D’ailleurs, la 70e division syrienne intègre aujourd’hui des soldats ayant reçu un entraînement de l’armée américaine, et Damas cherche également à établir des ponts avec les Forces démocratiques syriennes (FDS), appuyées par les États-Unis dans l’est du pays.
Des défis persistants
Malgré cette dynamique, de nombreuses zones d’ombre subsistent. Plusieurs commandants de la nouvelle armée sont issus de groupes armés ayant commis des exactions contre des civils, ce qui suscite des inquiétudes sur leur intégration dans une structure militaire régulière. Le passé de certains officiers, notamment ceux issus du HTS ou de l’ANS, continue d’alimenter des accusations de sectarisme ou d’idéologie extrême.
Les récents affrontements dans la province de Soueida soulignent aussi l’absence de contrôle total de l’État sur certaines régions. La formation des nouvelles unités devra donc s’accompagner d’une réforme profonde des chaînes de commandement, afin d’éviter les dérives.
Un œil attentif depuis Israël
Toute coopération militaire entre la Syrie et la Turquie sera scrutée de près par Israël, qui multiplie depuis des années les frappes ciblées en territoire syrien contre des positions qu’il juge hostiles. L’implication croissante d’Ankara pourrait complexifier ces opérations, la Turquie ayant exprimé à plusieurs reprises son opposition aux raids israéliens.
Israël insiste depuis longtemps sur la nécessité de maintenir le sud syrien démilitarisé.
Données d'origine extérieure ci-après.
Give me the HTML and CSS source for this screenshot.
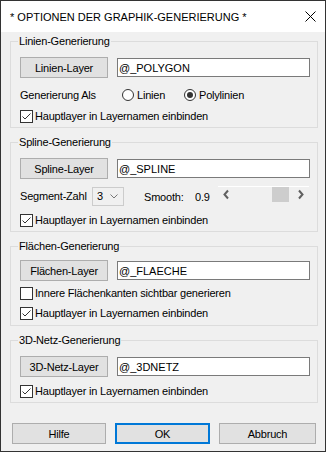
FILE: index.html
```html
<!DOCTYPE html>
<html>
  <head>
    <meta charset="utf-8" />
    <title>Optionen der Graphik-Generierung</title>
    <link rel="stylesheet" href="styles.css">
  </head>

  <body>
    <div class="window">
      <div class="titlebar">
        <span class="title">* OPTIONEN DER GRAPHIK-GENERIERUNG *</span>
        <svg class="close" width="11" height="11" viewBox="0 0 11 11">
          <path d="M0.5 0.5 L10.5 10.5 M10.5 0.5 L0.5 10.5" stroke="#000" stroke-width="1" fill="none" />
        </svg>
      </div>

      <div class="content">
        <!-- Linien -->
        <fieldset class="group group-lines">
          <legend>Linien-Generierung</legend>
          <div class="layer-row">
            <button class="btn layer-btn">Linien-Layer</button>
            <input class="field" type="text" value="@_POLYGON" />
          </div>
          <div class="opt-row">
            <span class="opt-label">Generierung Als</span>
            <span class="radio"><span class="dot"></span>Linien</span>
            <span class="radio"><span class="dot on"></span>Polylinien</span>
          </div>
          <div class="check">
            <svg class="box" width="13" height="13" viewBox="0 0 13 13">
              <rect x="0.5" y="0.5" width="12" height="12" fill="#fff" stroke="#333" />
              <path d="M2.5 6.5 L5 9 L10.5 3.5" stroke="#333" fill="none" />
            </svg>
            <span>Hauptlayer in Layernamen einbinden</span>
          </div>
        </fieldset>

        <!-- Spline -->
        <fieldset class="group group-spline">
          <legend>Spline-Generierung</legend>
          <div class="layer-row">
            <button class="btn layer-btn">Spline-Layer</button>
            <input class="field" type="text" value="@_SPLINE" />
          </div>
          <div class="seg-row">
            <span class="seg-label">Segment-Zahl</span>
            <span class="combo">
              <span>3</span>
              <svg width="8" height="5" viewBox="0 0 8 5">
                <path d="M0.5 0.5 L4 4 L7.5 0.5" stroke="#777" fill="none" />
              </svg>
            </span>
            <span class="smooth-label">Smooth:</span>
            <span class="smooth-value">0.9</span>
            <div class="scroll">
              <svg class="arrow" width="17" height="15" viewBox="0 0 17 15">
                <path d="M10 3.5 L6.5 7.5 L10 11.5" stroke="#606060" stroke-width="2" fill="none" />
              </svg>
              <div class="track"><div class="thumb" style="margin-left: 37px"></div></div>
              <svg class="arrow" width="17" height="15" viewBox="0 0 17 15">
                <path d="M7 3.5 L10.5 7.5 L7 11.5" stroke="#606060" stroke-width="2" fill="none" />
              </svg>
            </div>
          </div>
          <div class="check">
            <svg class="box" width="13" height="13" viewBox="0 0 13 13">
              <rect x="0.5" y="0.5" width="12" height="12" fill="#fff" stroke="#333" />
              <path d="M2.5 6.5 L5 9 L10.5 3.5" stroke="#333" fill="none" />
            </svg>
            <span>Hauptlayer in Layernamen einbinden</span>
          </div>
        </fieldset>

        <!-- Flaechen -->
        <fieldset class="group group-faces">
          <legend>Flächen-Generierung</legend>
          <div class="layer-row">
            <button class="btn layer-btn">Flächen-Layer</button>
            <input class="field" type="text" value="@_FLAECHE" />
          </div>
          <div class="check">
            <svg class="box" width="13" height="13" viewBox="0 0 13 13">
              <rect x="0.5" y="0.5" width="12" height="12" fill="#fff" stroke="#333" />
            </svg>
            <span>Innere Flächenkanten sichtbar generieren</span>
          </div>
          <div class="check">
            <svg class="box" width="13" height="13" viewBox="0 0 13 13">
              <rect x="0.5" y="0.5" width="12" height="12" fill="#fff" stroke="#333" />
              <path d="M2.5 6.5 L5 9 L10.5 3.5" stroke="#333" fill="none" />
            </svg>
            <span>Hauptlayer in Layernamen einbinden</span>
          </div>
        </fieldset>

        <!-- 3D-Netz -->
        <fieldset class="group group-mesh">
          <legend>3D-Netz-Generierung</legend>
          <div class="layer-row">
            <button class="btn layer-btn">3D-Netz-Layer</button>
            <input class="field" type="text" value="@_3DNETZ" />
          </div>
          <div class="check">
            <svg class="box" width="13" height="13" viewBox="0 0 13 13">
              <rect x="0.5" y="0.5" width="12" height="12" fill="#fff" stroke="#333" />
              <path d="M2.5 6.5 L5 9 L10.5 3.5" stroke="#333" fill="none" />
            </svg>
            <span>Hauptlayer in Layernamen einbinden</span>
          </div>
        </fieldset>

        <div class="actions">
          <button class="btn">Hilfe</button>
          <button class="btn btn-default">OK</button>
          <button class="btn">Abbruch</button>
        </div>
      </div>
    </div>
  </body>
</html>
```

FILE: styles.css
```css
body {
  margin: 0;
  font-family: "Liberation Sans", Arial, sans-serif;
  font-size: 11px;
  letter-spacing: -0.2px;
  color: #000000;
}

.window {
  width: 326px;
  height: 452px;
  box-sizing: border-box;
  border: 1px solid #333333;
  background-color: #f0f0f0;
  display: flex;
  flex-direction: column;
}

.titlebar {
  height: 31px;
  flex: none;
  background-color: #ffffff;
  display: flex;
  align-items: center;
  justify-content: space-between;
  padding: 0 9px 0 9px;
}

.title {
  letter-spacing: 0;
}

.close {
  display: block;
}

.content {
  flex: 1;
  display: flex;
  flex-direction: column;
  padding: 1px 7px 0 9px;
}

.group {
  margin: 0 0 6px 0;
  padding: 8px 7px 3px 9px;
  border: 1px solid #dcdcdc;
  min-width: 0;
}

.group legend {
  padding: 0 1px;
  margin-left: -2px;
  line-height: 16px;
}

.group-faces {
  padding-top: 6px;
  padding-bottom: 4px;
}

.layer-row {
  display: flex;
  align-items: center;
  height: 21px;
}

.btn {
  font: inherit;
  letter-spacing: inherit;
  color: #000000;
  background-color: #e1e1e1;
  border: 1px solid #adadad;
  height: 21px;
  padding: 0;
  box-sizing: border-box;
}

.layer-btn {
  width: 88px;
}

.field {
  margin-left: 9px;
  width: 193px;
  height: 19px;
  box-sizing: border-box;
  border: 1px solid #7a7a7a;
  padding: 0 1px;
  font: inherit;
  letter-spacing: 0;
  color: #000000;
  background-color: #ffffff;
}

.opt-row {
  display: flex;
  align-items: center;
  height: 18px;
  margin-top: 8px;
}

.opt-label {
  width: 102px;
}

.radio {
  display: flex;
  align-items: center;
  gap: 3px;
  width: 62px;
}

.dot {
  width: 12px;
  height: 12px;
  box-sizing: border-box;
  border: 1px solid #333333;
  border-radius: 50%;
  background-color: #ffffff;
  display: flex;
  align-items: center;
  justify-content: center;
}

.dot.on::after {
  content: "";
  width: 6px;
  height: 6px;
  border-radius: 50%;
  background-color: #333333;
}

.check {
  display: flex;
  align-items: center;
  gap: 2px;
  height: 16px;
  margin-top: 4px;
}

.check .box {
  display: block;
}

.group-spline .check,
.group-mesh .check {
  margin-top: 6px;
}

.group-faces .check {
  margin-top: 4px;
}

.seg-row {
  display: flex;
  align-items: center;
  height: 20px;
  margin-top: 7px;
}

.seg-label {
  width: 72px;
}

.combo {
  width: 32px;
  height: 19px;
  box-sizing: border-box;
  border: 1px solid #cccccc;
  display: flex;
  align-items: center;
  justify-content: space-between;
  padding: 0 5px 0 4px;
}

.smooth-label {
  margin-left: 20px;
  width: 51px;
  padding-top: 2px;
}

.smooth-value {
  width: 17px;
  overflow: hidden;
  white-space: nowrap;
  padding-top: 2px;
}

.scroll {
  margin-left: 6px;
  width: 91px;
  height: 16px;
  box-sizing: border-box;
  border-top: 1px solid #ffffff;
  display: flex;
  align-self: flex-start;
}

.scroll .arrow {
  display: block;
  flex: none;
}

.track {
  flex: 1;
}

.thumb {
  width: 17px;
  height: 15px;
  background-color: #cdcdcd;
}

.actions {
  margin-top: auto;
  margin-bottom: 7px;
  padding-left: 2px;
  display: grid;
  grid-template-columns: 94px 95px 97px;
  gap: 9px;
}

.btn-default {
  border: 2px solid #0078d7;
}
```
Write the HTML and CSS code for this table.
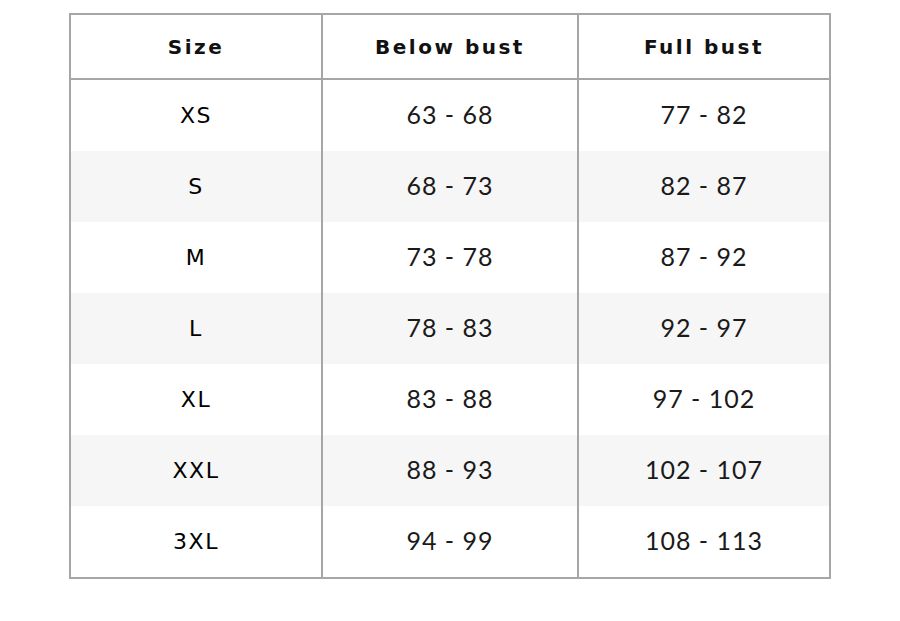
FILE: index.html
```html
<!DOCTYPE html>
<html>
<head>
<meta charset="utf-8">
<link rel="stylesheet" href="styles.css">
</head>
<body>
<div class="chart">
  <div class="row head">
    <div class="cell">Size</div>
    <div class="cell">Below bust</div>
    <div class="cell">Full bust</div>
  </div>
  <div class="row"><div class="cell size">XS</div><div class="cell num">63 - 68</div><div class="cell num">77 - 82</div></div>
  <div class="row alt"><div class="cell size">S</div><div class="cell num">68 - 73</div><div class="cell num">82 - 87</div></div>
  <div class="row"><div class="cell size">M</div><div class="cell num">73 - 78</div><div class="cell num">87 - 92</div></div>
  <div class="row alt"><div class="cell size">L</div><div class="cell num">78 - 83</div><div class="cell num">92 - 97</div></div>
  <div class="row"><div class="cell size">XL</div><div class="cell num">83 - 88</div><div class="cell num">97 - 102</div></div>
  <div class="row alt"><div class="cell size">XXL</div><div class="cell num">88 - 93</div><div class="cell num">102 - 107</div></div>
  <div class="row"><div class="cell size">3XL</div><div class="cell num">94 - 99</div><div class="cell num">108 - 113</div></div>
</div>
</body>
</html>
```
FILE: styles.css
```css
html, body {
  margin: 0;
  padding: 0;
  background: #ffffff;
}
body {
  padding: 13px 0 0 69px;
  color: #111111;
}
.chart {
  width: 758px;
  border: 2px solid #a6a6a6;
  display: flex;
  flex-direction: column;
}
.row {
  display: grid;
  grid-template-columns: 250px 256px 252px;
  height: 71px;
}
.row.alt {
  background: #f6f6f6;
}
.row.head {
  height: 63px;
  border-bottom: 2px solid #a6a6a6;
}
.cell {
  display: flex;
  align-items: center;
  justify-content: center;
}
.cell + .cell {
  border-left: 2px solid #a6a6a6;
}
.head .cell {
  font-family: "DejaVu Sans", "Liberation Sans", sans-serif;
  font-weight: bold;
  font-size: 20px;
  letter-spacing: 2.5px;
  padding-top: 1px;
}
.size {
  font-family: "DejaVu Sans", "Lato", sans-serif;
  font-size: 22px;
  letter-spacing: 1.5px;
  font-weight: 400;
  color: #000000;
  padding-bottom: 1px;
}
.num {
  font-family: "Lato", "DejaVu Sans", sans-serif;
  font-weight: 400;
  font-size: 25px;
  letter-spacing: 1px;
  color: #1a1a1a;
  padding-bottom: 4px;
}
```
Toute modification du statut militaire de cette zone, notamment avec l’appui turc, pourrait faire évoluer les équilibres de sécurité dans la région.
Au croisement de la diplomatie, de la défense et des recompositions géopolitiques, la formation des forces syriennes par la Turquie pourrait bien marquer une nouvelle phase dans la reconstruction d’un État syrien post-Assad — entre alliances renouvelées et défis anciens.